Falling within the precious-metals pack as well as the base-metals pack, silver tends to be more volatile. In the past month, however, it has been less affected by the fall in base metals and has been supported at lower levels and risen in sync with gold. We wouldn't recommend investing in silver at present levels, but, from a short-term perspective, investors could see some upturn until the Federal Reserve considers raising the interest rate. We could see $16.50 in the short term.

What is your call on global copper prices in the wake of the weak economic data from China, the world's largest consumer?
It is isn't unknown that China has been decelerating and demand for base metals in the world's largest consumer is sluggish. Recent data released by The National Bureau of Statistics suggest that China’s economy grew 6.8% in Q3. A rate cut for the sixth time in a year suggests that the economy fears a hard landing. In another step to support exporters, the Peoples Bank of China (PBoC) had weakened the currency (yuan) by around 4% and, after the recent rate-cut decision, speculation is rife that the Central bank would further weaken it. We expect the downside to be contained in the near future as the easing steps by China could support prices at lower levels.We anticipate support at 4800 and on the upside 5300 on the LME.

Is the worst over for base metals?

Most base metals have come under pressure this year, except lead, which is down 5% compared to more than a 15% drop in other base metals, including copper, nickel, zinc and aluminium. Considering the slowdown in the global economy and in the world's largest consumer, base metals would continue to bleed. We would keep and eye on the supply constraints that may emerge due to production cuts.

Do you see prices of pulses topping out and what could be the downside?

Prices of pulses have jumped more than 50% in one year due to low production following unseasonal rainfalls and a sharp fall in the area under cultivation in the chief growing areas. Some pulses like tur dal hit a new life-time high of Rs.200kg; other pulses followed. To check the spiralling prices, the government of India has taken strict action against hoarders. Also, in the last few days the Centre has seized around 75,000 tons of pulses from various states. Further, to fill the gap in demand and supply, the government has decided to import 3,000 tons. Also the Centre will create a buffer stock of pluses. These decisions will help restrict the surging prices of pulses. We don’t expect pulses to hold at higher levels as the government is likely to take some more strict action against hoarders. This fear may encourage them to sell stocks in the spot market. Also, fresh arrivals in the major spot markets may start in a few days.  


With the Indian rupee hovering around Rs.65 to the US dollar, what downside do you foresee if the US Fed hikes the interest rate?

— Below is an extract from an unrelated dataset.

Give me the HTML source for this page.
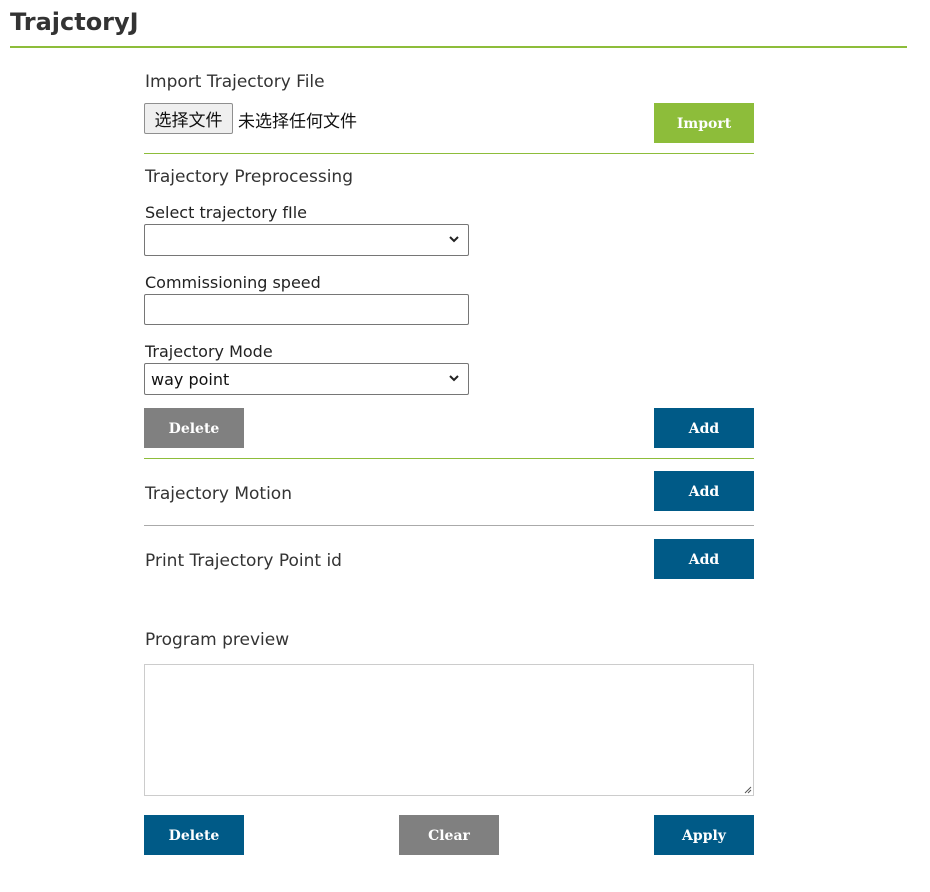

Following fund outflows from FIIs in the equity and debt segments, the rupee has fallen to the lowest level since September ‘13, However, the RBI has been efficient in curbing volatility. After falling to around 67, the RBI has used its foreign-exchange reserves and stabilised it in the range of 64.50 and 65.50. India's FX reserves on 16th October were $353.52 billion. Since the start of the year it added nearly $30 billion. The RBI governor, in his previous interaction with the media, said that the Central bank would utilise the FX reserves in case of heightened volatility. Considering the fund outflows and the Fed rate decision still hanging over us, we do not expect the rupee to rise above 64 and to trade within the range of 64.30 and 66.50.